Washougal middle school teacher Scott Rainey has been leading his eighth-grade Jemtegaard students on a “rite of passage” for nearly two decades.
Students who can afford the trip — which now costs around $4,000 per person — head to the East Coast with their teacher, peers and chaperones during the summer break to take in some of the most iconic pieces of America’s history, including the United States Capitol, White House and Holocaust Memorial Museum in Washington D.C.; Times Square, Broadway and the 9/11 Memorial in New York City; the famed Civil War battlefield in Gettysburg, Pennsylvania; and the home of President George Washington in Mount Vernon, Virginia.

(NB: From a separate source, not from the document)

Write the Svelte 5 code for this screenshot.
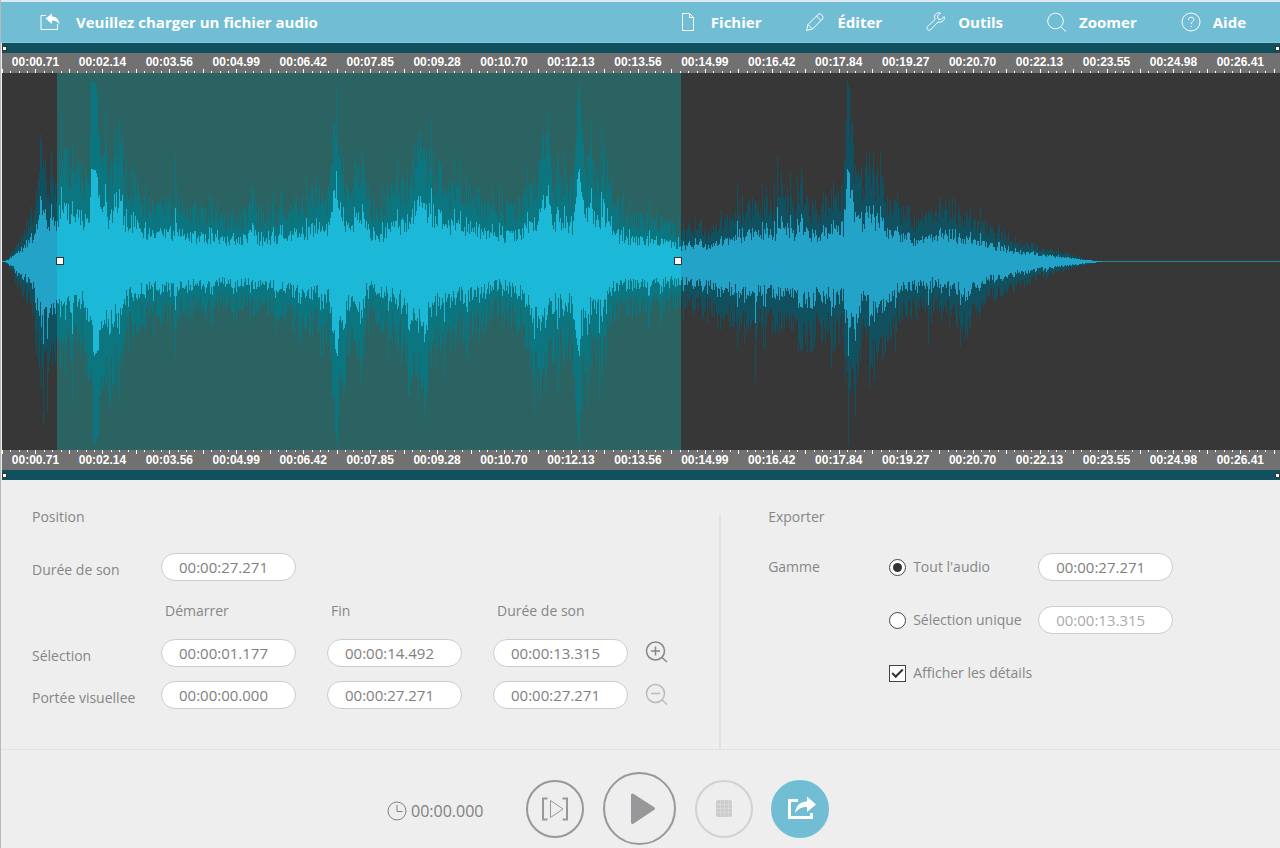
<script lang="ts">
  type Point = [number, number]

  const WIDTH = 1278
  const HEIGHT = 377
  const MIDDLE = 188

  let selection = $state({ start: 55, end: 679 })
  let range = $state('all')
  let details = $state(true)

  const menu = [
    { id: 'file', label: 'Fichier' },
    { id: 'edit', label: 'Éditer' },
    { id: 'tools', label: 'Outils' },
    { id: 'zoom', label: 'Zoomer' },
    { id: 'help', label: 'Aide' },
  ]

  const rulerLabels = [
    '00:00.71', '00:02.14', '00:03.56', '00:04.99', '00:06.42', '00:07.85', '00:09.28',
    '00:10.70', '00:12.13', '00:13.56', '00:14.99', '00:16.42', '00:17.84', '00:19.27',
    '00:20.70', '00:22.13', '00:23.55', '00:24.98', '00:26.41',
  ]

  // loudness envelope above the middle line: x, height
  const upper: Point[] = [
    [0, 0], [5, 1], [13, 7], [18, 12], [28, 26], [33, 32], [36, 56], [40, 66], [48, 44], [55, 48],
    [61, 70], [68, 60], [78, 52], [87, 48], [89, 92], [93, 91], [98, 74], [103, 62], [108, 48],
    [113, 70], [117, 74], [121, 52], [128, 44], [138, 48], [143, 34], [158, 32], [171, 32],
    [173, 54], [175, 32], [198, 29], [218, 26], [238, 24], [250, 36], [256, 25], [288, 32],
    [298, 35], [315, 38], [326, 38], [331, 72], [334, 90], [337, 70], [341, 62], [345, 36],
    [353, 48], [356, 64], [360, 56], [366, 32], [376, 28], [388, 38], [403, 46], [413, 60],
    [420, 70], [428, 58], [438, 50], [448, 42], [473, 40], [488, 30], [503, 30], [518, 34],
    [528, 44], [536, 52], [539, 80], [544, 70], [551, 46], [563, 50], [572, 42], [575, 86],
    [577, 92], [580, 68], [588, 62], [596, 48], [601, 62], [605, 54], [609, 36], [618, 28],
    [638, 24], [658, 26], [678, 18], [696, 19], [698, 28], [702, 17], [718, 22], [733, 26],
    [735, 42], [739, 30], [762, 34], [764, 42], [768, 32], [773, 33], [775, 56], [777, 33],
    [782, 44], [792, 34], [800, 40], [812, 30], [828, 38], [840, 32], [843, 54], [845, 92],
    [848, 86], [851, 68], [856, 52], [860, 38], [864, 64], [868, 60], [874, 50], [881, 44],
    [888, 27], [896, 34], [910, 22], [928, 28], [940, 26], [958, 27], [973, 24], [988, 18],
    [1008, 12], [1028, 9], [1048, 6], [1068, 4], [1083, 1], [1098, 0], [1278, 0],
  ]

  // the same below it
  const lower: Point[] = [
    [0, 0], [5, 1], [13, 9], [23, 20], [31, 34], [36, 58], [41, 66], [48, 60], [55, 54], [63, 58],
    [73, 56], [83, 44], [88, 76], [92, 94], [97, 86], [103, 68], [106, 78], [112, 62], [117, 60],
    [121, 44], [138, 36], [158, 32], [171, 32], [173, 50], [175, 30], [218, 26], [258, 27],
    [278, 32], [298, 38], [326, 40], [331, 80], [335, 94], [338, 58], [341, 80], [345, 48],
    [350, 36], [356, 60], [359, 62], [363, 34], [370, 30], [390, 44], [403, 48], [408, 82],
    [413, 58], [423, 66], [428, 60], [438, 48], [458, 42], [478, 40], [493, 28], [508, 30],
    [523, 44], [528, 62], [540, 72], [548, 50], [563, 58], [568, 44], [574, 80], [577, 94],
    [580, 62], [585, 80], [590, 46], [599, 62], [603, 54], [610, 30], [638, 28], [668, 24],
    [698, 25], [718, 30], [735, 36], [737, 50], [741, 36], [752, 36], [754, 64], [756, 36],
    [788, 38], [803, 52], [818, 40], [833, 46], [841, 38], [844, 70], [846, 94], [849, 52],
    [853, 86], [856, 60], [862, 40], [870, 66], [874, 52], [883, 54], [888, 40], [898, 32],
    [924, 26], [926, 48], [928, 26], [948, 28], [963, 38], [978, 28], [988, 22], [1008, 15],
    [1028, 11], [1048, 7], [1068, 4], [1088, 1], [1098, 0], [1278, 0],
  ]

  function envelope(points: Point[], x: number): number {
    const next = points.findIndex(p => p[0] > x)
    if (next < 1) return 0
    const [x0, y0] = points[next - 1]
    const [x1, y1] = points[next]
    return y0 + ((y1 - y0) * (x - x0)) / (x1 - x0)
  }

  function noise(n: number): number {
    const v = Math.sin(n * 127.1 + 11.7) * 43758.5453
    return v - Math.floor(v)
  }

  function level(points: Point[], x: number, seed: number): number {
    const base = envelope(points, x)
    const r = noise(x + seed)
    if (base > 86) return base
    if (base > 66) return base * (0.66 + 0.34 * r)
    const spike = noise(x * 3 + seed) > 0.86 ? 0.25 : 0
    return base * (0.58 + 0.45 * r + spike)
  }

  const columns = Array.from({ length: 1100 }, (_, x) => ({
    x,
    up: level(upper, x, 0),
    down: level(lower, x, 5000),
  }))

  function bars(from: number, to: number, scale: number): string {
    return columns
      .slice(from, to)
      .map(c => {
        const top = Math.round(MIDDLE - c.up * scale)
        const bottom = Math.round(MIDDLE + 1 + c.down * scale)
        return `M${c.x} ${top}h1V${bottom}h-1z`
      })
      .join('')
  }

  let parts = $derived([
    { kind: 'outside', from: 0, to: selection.start },
    { kind: 'inside', from: selection.start, to: selection.end },
    { kind: 'outside', from: selection.end, to: columns.length },
  ])

  const ticks = Array.from({ length: 153 }, (_, i) => ({
    x: Math.round((i * 66.94) / 8),
    size: i % 4 === 0 ? 4 : 2,
  }))
</script>

{#snippet icon(id: string)}
  <svg class="icon" viewBox="0 0 20 20" aria-hidden="true">
    {#if id === 'file'}
      <path d="M3.500 1.500h7l4 4v13h-11zM10.500 1.500v4h4" />
    {:else if id === 'edit'}
      <path d="M1.500 18.500l1.500-6L13 2.500q1.500-1.500 3 0l1.500 1.500q1.500 1.500 0 3L7.500 17zM3 12.500l4.500 4.500M11.500 4l4.500 4.500" />
    {:else if id === 'tools'}
      <path d="M18 4.500l-3 3-3-.5-.5-3 3-3c-3-1-6 1-6 4l.5 2.500-7.500 7c-2 2.500 1 5 3.500 3l7-7.500c4 1 7.500-2 6-5.500z" />
    {:else if id === 'zoom'}
      <circle cx="8.500" cy="9" r="7.800" />
      <path d="M14 15l5 4.500" />
    {:else if id === 'help'}
      <circle cx="10" cy="10" r="9" />
      <path d="M7.300 8c0-3.700 5.500-3.500 5.500-.3 0 2.300-2.700 2.100-2.700 4.300M10.100 13.800v1.400" />
    {/if}
  </svg>
{/snippet}

{#snippet ruler(bottom: boolean)}
  <div class="ruler" class:bottom>
    <svg class="ticks" viewBox="0 0 {WIDTH} 4" preserveAspectRatio="none" aria-hidden="true">
      {#each ticks as tick}
        <rect x={tick.x} y={bottom ? 0 : 4 - tick.size} width="1" height={tick.size} />
      {/each}
    </svg>
    {#each rulerLabels as label}
      <span>{label}</span>
    {/each}
  </div>
{/snippet}

<div class="app">
  <header>
    <button class="open">
      <svg class="icon" viewBox="0 0 20 20" aria-hidden="true">
        <path d="M6 3.500H1v14h16.500V12" />
        <path class="solid" d="M5.500 6.500L12 1.500v3c5 .5 7 3.500 7.500 8-2-3-4-4-7.500-4v3.500z" />
      </svg>
      Veuillez charger un fichier audio
    </button>
    <nav>
      {#each menu as item (item.id)}
        <button>{@render icon(item.id)}{item.label}</button>
      {/each}
    </nav>
  </header>

  <main>
    <div class="scroll"><i></i><i></i></div>
    {@render ruler(false)}
    <div class="wave">
      <svg viewBox="0 0 {WIDTH} {HEIGHT}" preserveAspectRatio="none" role="img" aria-label="Forme d'onde">
        <rect class="selected" x={selection.start} width={selection.end - selection.start} height={HEIGHT} />
        <rect class="silence" y={MIDDLE} width={WIDTH} height="1" />
        {#each parts as part}
          <g class={part.kind}>
            <path class="peak" d={bars(part.from, part.to, 1.96)} />
            <path class="body" d={bars(part.from, part.to, 1)} />
          </g>
        {/each}
      </svg>
      <span class="handle start" style:left="{(selection.start / WIDTH) * 100}%"></span>
      <span class="handle end" style:left="{(selection.end / WIDTH) * 100}%"></span>
    </div>
    {@render ruler(true)}
    <div class="scroll"><i></i><i></i></div>
  </main>

  <div class="panels">
    <section class="position">
      <h2>Position</h2>
      <label class="name" for="length">Durée de son</label>
      <input class="first" id="length" value="00:00:27.271" />
      <span class="column second">Démarrer</span>
      <span class="column">Fin</span>
      <span class="column">Durée de son</span>
      <label class="name" for="sel-start">Sélection</label>
      <input id="sel-start" value="00:00:01.177" />
      <input aria-label="Sélection, fin" value="00:00:14.492" />
      <input aria-label="Sélection, durée" value="00:00:13.315" />
      <button class="zoom" aria-label="Zoom avant">
        <svg viewBox="0 0 24 24" aria-hidden="true">
          <circle cx="10.500" cy="10" r="9" />
          <path d="M10.500 5.500v9M6 10h9M17 16.500l5 4.500" />
        </svg>
      </button>
      <label class="name" for="view-start">Portée visuellee</label>
      <input id="view-start" value="00:00:00.000" />
      <input aria-label="Portée, fin" value="00:00:27.271" />
      <input aria-label="Portée, durée" value="00:00:27.271" />
      <button class="zoom" aria-label="Zoom arrière" disabled>
        <svg viewBox="0 0 24 24" aria-hidden="true">
          <circle cx="10.500" cy="10.500" r="9" />
          <path d="M6 10.500h9M17 17l5 4.500" />
        </svg>
      </button>
    </section>

    <div class="divider"></div>

    <section class="export">
      <h2>Exporter</h2>
      <span>Gamme</span>
      <label><input type="radio" name="range" value="all" bind:group={range} />Tout l'audio</label>
      <input aria-label="Durée totale" value="00:00:27.271" />
      <label class="choice"><input type="radio" name="range" value="selection" bind:group={range} />Sélection unique</label>
      <input aria-label="Durée de la sélection" value="00:00:13.315" disabled={range === 'all'} />
      <label class="choice"><input type="checkbox" bind:checked={details} />Afficher les détails</label>
    </section>
  </div>

  <footer>
    <div class="side left">
      <span class="clock">
        <svg viewBox="0 0 20 20" aria-hidden="true">
          <circle cx="10" cy="10" r="9" />
          <path d="M10 4v6.500h5.500" />
        </svg>
        00:00.000
      </span>
      <button class="round" aria-label="Lire la sélection">
        <svg viewBox="0 0 58 58" aria-hidden="true">
          <path class="bracket" d="M21.500 18.500h-4.500v21h4.500M36.500 18.500h4.500v21h-4.500" />
          <path d="M24.500 20.500v17L37 29z" />
        </svg>
      </button>
    </div>
    <button class="round play" aria-label="Lire">
      <svg viewBox="0 0 73 73" aria-hidden="true">
        <path class="triangle" d="M29.500 23v27.500L50.500 36.500z" />
      </svg>
    </button>
    <div class="side">
      <button class="round stop" aria-label="Arrêter" disabled>
        <svg viewBox="0 0 58 58" aria-hidden="true">
          <rect class="solid" x="21" y="20" width="16" height="17" rx="2" />
          <path class="mesh" d="M25.500 20v17M29.500 20v17M33.500 20v17M21 24.500h16M21 28.500h16M21 32.500h16" />
        </svg>
      </button>
      <button class="round share" aria-label="Exporter">
        <svg viewBox="0 0 58 58" aria-hidden="true">
          <path class="frame" d="M27 20.500h-8.500v17h22V33" />
          <path class="solid" d="M24 33c1-7 4-11 12-11.500v-5l9 8-9 7.500v-5c-5 0-8.500 1.500-12 6z" />
        </svg>
      </button>
    </div>
  </footer>
</div>

<style>
  :global(body) {
    margin: 0;
    background: #eee;
  }

  .app {
    min-height: 100vh;
    box-sizing: border-box;
    border-left: 1px solid #b9b9b9;
    background: #eee;
    color: #868686;
    font: 14px/20px "Open Sans", "Noto Sans", sans-serif;
    display: flex;
    flex-direction: column;
  }

  button {
    padding: 0;
    border: none;
    background: none;
    color: inherit;
    font: inherit;
    cursor: pointer;
  }

  svg {
    display: block;
    fill: none;
    stroke: currentColor;
  }

  .solid {
    fill: currentColor;
    stroke: none;
  }

  header {
    display: flex;
    justify-content: space-between;
    align-items: center;
    height: 40px;
    padding: 0 34px 0 39px;
    border-top: 2px solid #dfe9f3;
    border-bottom: 1px solid #86c8da;
    background: #71bdd4;
    color: #fff;
    font-size: 15px;
    font-weight: 700;
  }

  header button {
    display: flex;
    align-items: center;
    gap: 12px;
    white-space: nowrap;
  }

  header .open { gap: 16px; }

  nav {
    display: flex;
    gap: 44px;
  }

  .icon {
    width: 20px;
    height: 20px;
    flex-shrink: 0;
  }

  main { margin-left: 1px; }

  .scroll {
    display: flex;
    justify-content: space-between;
    align-items: center;
    height: 10px;
    background: #11505f;
  }

  .scroll i {
    width: 3px;
    height: 3px;
    border: 1px solid #333;
    background: #fff;
  }

  .ruler {
    position: relative;
    display: flex;
    height: 20px;
    overflow: hidden;
    background: #717171;
    color: #fff;
    font: bold 12px/18px "Liberation Sans", Arial, sans-serif;
  }

  .ruler span {
    flex: 0 0 5.238%;
    text-align: center;
  }

  .ruler.bottom { line-height: 20px; }

  .ticks {
    position: absolute;
    left: 0;
    bottom: 0;
    width: 100%;
    height: 4px;
    fill: #fff;
    stroke: none;
  }

  .bottom .ticks {
    top: 0;
    bottom: auto;
  }

  .wave {
    position: relative;
    background: #373737;
  }

  .wave svg {
    width: 100%;
    height: 377px;
    stroke: none;
    shape-rendering: crispEdges;
  }

  .selected { fill: #2b6363; }
  .outside .peak { fill: #11505f; }
  .outside .body { fill: #23a3c8; }
  .inside .peak { fill: #0c7680; }
  .inside .body { fill: #1cb8d8; }
  .silence { fill: #23888f; }

  .handle {
    position: absolute;
    top: 50%;
    width: 6px;
    height: 6px;
    margin-top: -5px;
    border: 1px solid #333;
    background: #fff;
    cursor: ew-resize;
  }

  .handle.start { margin-left: -1px; }
  .handle.end { margin-left: -7px; }

  .panels {
    display: flex;
    border-bottom: 1px solid #e2e2e2;
  }

  h2 {
    grid-column: 1 / -1;
    margin: 0;
    font-size: 14px;
    font-weight: 400;
  }

  section {
    display: grid;
    align-items: center;
    align-content: start;
    justify-content: start;
    padding-top: 17px;
    white-space: nowrap;
  }

  .position {
    flex: 0 0 56.150%;
    box-sizing: border-box;
    grid-template-columns: 129px 166px 166px 152px auto;
    grid-template-rows: 40px 60px 28px 56px 28px;
    padding-bottom: 40px;
    padding-left: 31px;
  }

  .divider {
    width: 2px;
    margin-top: 34px;
    background: #e2e2e2;
  }

  .name {
    grid-column: 1;
    padding-top: 6px;
  }

  .first { grid-column: 2 / -1; }
  .column { padding-left: 4px; }
  .second { grid-column: 2; }

  section input:not([type]) {
    width: 135px;
    height: 28px;
    box-sizing: border-box;
    padding: 0 17px;
    border: 1px solid #ccc;
    border-radius: 14px;
    background: #fff;
    color: #808080;
    font: inherit;
    font-size: 15px;
  }

  section input:not([type]):disabled { color: #aaa; }

  .zoom svg {
    width: 24px;
    height: 24px;
    stroke-width: 1.500;
  }

  .zoom:disabled { color: #bbb; }

  .export {
    flex: 1;
    grid-template-columns: 121px 149px auto;
    grid-template-rows: 40px 60px 46px 60px;
    padding-left: 47px;
  }

  .export label {
    display: flex;
    align-items: center;
    gap: 7px;
  }

  .choice { grid-column: 2; }

  input[type='radio'],
  input[type='checkbox'] {
    appearance: none;
    display: grid;
    place-items: center;
    width: 17px;
    height: 17px;
    box-sizing: border-box;
    margin: 0;
    border: 1px solid #444;
    background: #fff;
  }

  input[type='radio'] { border-radius: 50%; }

  input[type='radio']:checked::before {
    content: '';
    width: 9px;
    height: 9px;
    border-radius: 50%;
    background: #333;
  }

  input[type='checkbox']:checked::before {
    content: '';
    width: 9px;
    height: 4px;
    margin-bottom: 3px;
    border: solid #333;
    border-width: 0 0 2px 2px;
    transform: rotate(-45deg);
  }

  footer {
    display: grid;
    grid-template-columns: 1fr auto 1fr;
    align-items: center;
    gap: 19px;
    padding: 22px 3px 3px 0;
    color: #98989a;
  }

  .side {
    display: flex;
    align-items: center;
    gap: 18px;
  }

  .left {
    justify-content: flex-end;
    gap: 42px;
  }

  .clock {
    display: flex;
    align-items: center;
    gap: 4px;
    padding-top: 4px;
    color: #808080;
    font-size: 16px;
  }

  .clock svg {
    width: 20px;
    height: 20px;
  }

  .round {
    width: 58px;
    height: 58px;
    box-sizing: border-box;
    border: 2px solid #98989a;
    border-radius: 50%;
  }

  .round svg {
    width: 58px;
    height: 58px;
    margin: -2px;
  }

  .bracket { stroke-width: 2; }
  .frame { stroke-width: 3; }

  .triangle {
    fill: currentColor;
    stroke-width: 3;
    stroke-linejoin: round;
  }

  .play,
  .play svg {
    width: 73px;
    height: 73px;
  }

  .stop {
    border-color: #d2d2d2;
    color: #ccc;
  }

  .mesh {
    stroke: #d8d8d8;
    stroke-width: 1;
  }

  .share {
    border-color: #71bdd4;
    background: #71bdd4;
    color: #fff;
  }
</style>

“It is an opportunity of a lifetime for most of the student participants,” Cynthia Fahrenkrug, a Washougal special education paraeducator who nominated Rainey for the statewide “citizenship education” award he won earlier this year, said of the annual East Coast field trip. “Many develop a far deeper appreciation of our history, and the progress and evolution unique to our country.”
Unfortunately, many of Rainey’s Washougal students who would like to go on the annual “rite of passage” trip cannot afford the steep costs associated with flying across the country and staying in some of the nation’s highest-priced cities.
“I’ve said a million times that if I won the lottery, I would gladly write a check out of my own pocket for any kid who could not afford it because I’ve seen just how powerful travel is is for kids in terms of opening their eyes to what the world is and the things beyond their small community,” Rainey recently told The Post-Record.